Between you and me, there are people who are schnorrers, there are people who are nasty, there are people whom you love, and others you would prefer not to communicate with again. But it’s all part of this genealogical experience.

For Jews, there’s this defining urge to know who was my family, did anybody perish? I want to know. This is particularly true of children of survivors whose parents would not say anything. Why? Because they knew the moment they started talking about their fathers and mothers and siblings, they would start losing sleep at night. I don’t know about you, but I haven’t slept at night thinking of what’s going on in Israel now. It’s horrible. It’s hard to sleep. Can you imagine if you were in a camp and you survived four years in Auschwitz and you saw all these people dying? How it gets into your head and you thank G-d when you’re able to forget about it, and then you get reminded because your granddaughter innocently says, “Who was your father?”

These are all part of the genealogical equation, if you will. What makes a good leader for JRI-Poland is somebody who is even more passionate than the casual researcher; who spends the time to learn about the records.

Jews have a unique source of information — the matzeivah. It has the father’s name. That is such a key for research. It’s how I made a major breakthrough at the Waldheim cemetery in Chicago. These are the kinds of sources that make Jewish genealogy different.

There are also the bris records, particularly here in Montreal where we got the mohel records from Rabbi Colton, Rabbi Shapiro and others.

Depending on which town and which country, there are unique records in each town, such as school records and army draft records. There are a variety of records that helped to create the genealogical research picture. In order to model that, you have to ask questions to the right people.

I want to ask you another question but this might be a different field than yours. You deal with more recent genealogy, but a lot of people are fascinated by ancient genealogy, what we call yichus. People like to say, “I am descended from Rashi or the Maharal.” I assume that’s a totally different field than what you deal with.

No, not at all. It’s a continuum. It starts in one place and it just keeps going.

One of the topics I didn’t mention is the nachas you get from meeting relatives — second cousins, third cousins, fourth cousins — that you never knew and bonding with them.
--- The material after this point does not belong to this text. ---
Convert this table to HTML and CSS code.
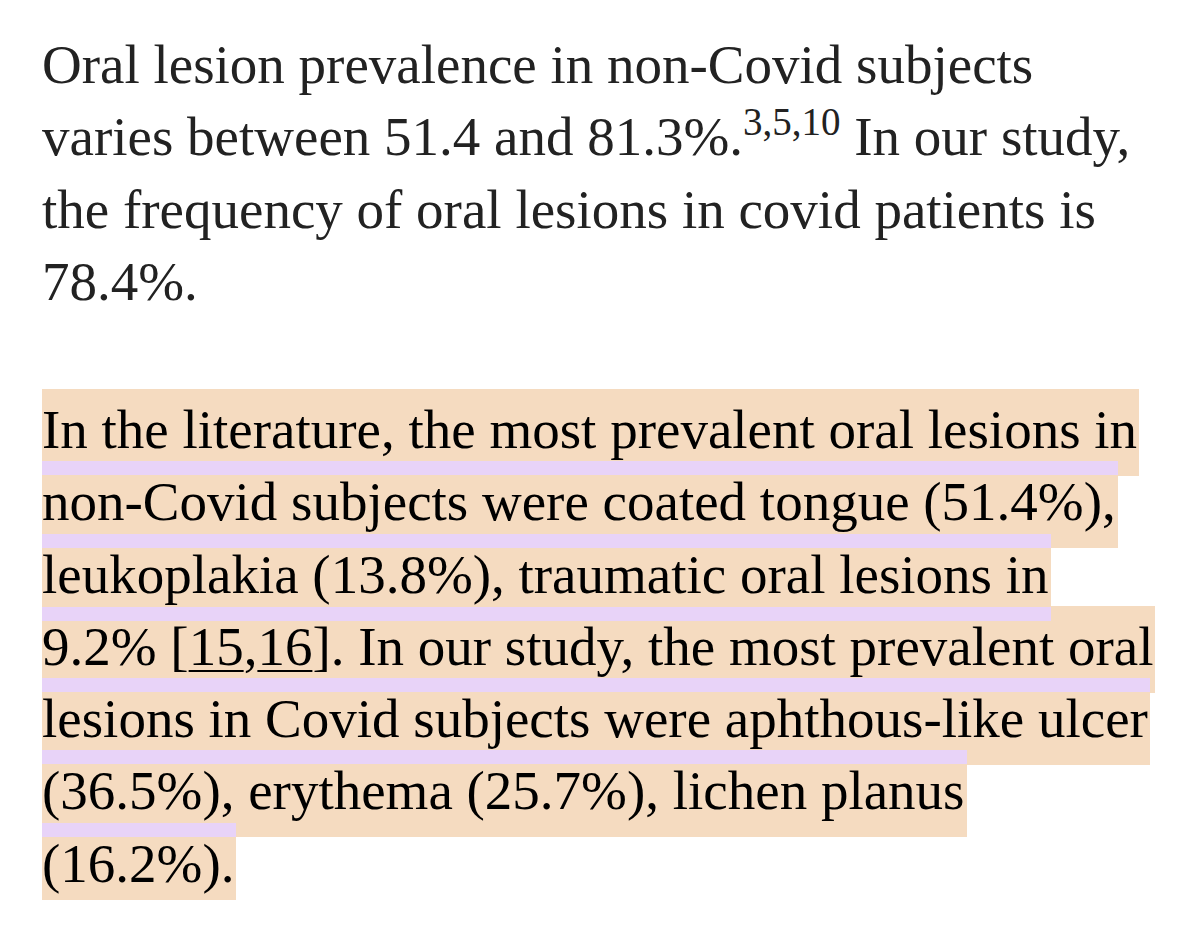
FILE: index.html
```html
<!DOCTYPE html>
<html lang="en">
<head>
<meta charset="utf-8">
<title>Oral lesions</title>
<link rel="stylesheet" href="styles.css">
</head>
<body>
<main class="page">
  <p class="intro">
    <span class="line">Oral lesion prevalence in non-Covid subjects</span>
    <span class="line">varies between 51.4 and 81.3%.<sup class="ref">3,5,10</sup> In our study,</span>
    <span class="line">the frequency of oral lesions in covid patients is</span>
    <span class="line">78.4%.</span>
  </p>
  <p class="marked">
    <span class="hl-line"><span class="hl">In the literature, the most prevalent oral lesions in</span></span>
    <span class="hl-line"><span class="hl hl--top">non-Covid subjects were coated tongue (51.4%),</span></span>
    <span class="hl-line"><span class="hl hl--top hl--bottom">leukoplakia (13.8%), traumatic oral lesions in</span></span>
    <span class="hl-line"><span class="hl">9.2% [<a class="cite" href="#r15">15</a>,<a class="cite" href="#r16">16</a>]. In our study, the most prevalent oral</span></span>
    <span class="hl-line"><span class="hl hl--top">lesions in Covid subjects were aphthous-like ulcer</span></span>
    <span class="hl-line"><span class="hl hl--top">(36.5%), erythema (25.7%), lichen planus</span></span>
    <span class="hl-line"><span class="hl hl--top">(16.2%).</span></span>
  </p>
</main>
</body>
</html>
```
FILE: styles.css
```css
html, body {
  margin: 0;
  padding: 0;
  background: #ffffff;
}

.page {
  padding: 29px 0 0 42px;
  font-family: "Liberation Serif", "Times New Roman", serif;
  font-size: 55px;
  line-height: 72.25px;
}

.intro {
  margin: 0 0 76px;
  color: #222222;
}

.line {
  display: block;
  white-space: nowrap;
}

.ref {
  font-size: 39px;
  line-height: 0;
  vertical-align: 20px;
}

.marked {
  margin: 0;
  color: #000000;
}

.hl-line {
  display: block;
  white-space: nowrap;
}

.hl {
  position: relative;
  padding: 10px 2px 16px 0;
  background: #f5dbc0;
}

.hl--top {
  background: linear-gradient(#e8d3f8 0 14px, #f5dbc0 14px 100%);
}

.hl--top.hl--bottom {
  z-index: 1;
  background: linear-gradient(#e8d3f8 0 14px, #f5dbc0 14px calc(100% - 14px), #e8d3f8 calc(100% - 14px) 100%);
}

.cite {
  color: #000000;
  text-decoration: underline;
  text-decoration-thickness: 2px;
  text-underline-offset: 5px;
}
```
I’ve got a second cousin in New Jersey whom I never knew existed. My grandfather was 30 years older than his younger sister, my cousin’s grandmother — 30 years! As a result, our families were a generation apart. His mother is more like my cousin. He comes up to Montreal at the drop of a hat with his wife and his kids.

Another thing that I think is very important: Jews like to talk to Jews. Jews like Jews.

I was in Tehran in 1978, before the ayatollahs came in, and I was driving with my distributor’s salesman whom I had only met that day. And I said, “You have a family?” He says, “Yeah, my children are married and my wife is out of town.” Where is she? Israel. I said, “You’re Jewish?” He says yes. I said, “So am I.” He went crazy.

As Jews, we get a certain level of joy in making connections with people that are much more meaningful, perhaps, than in the non-Jewish world.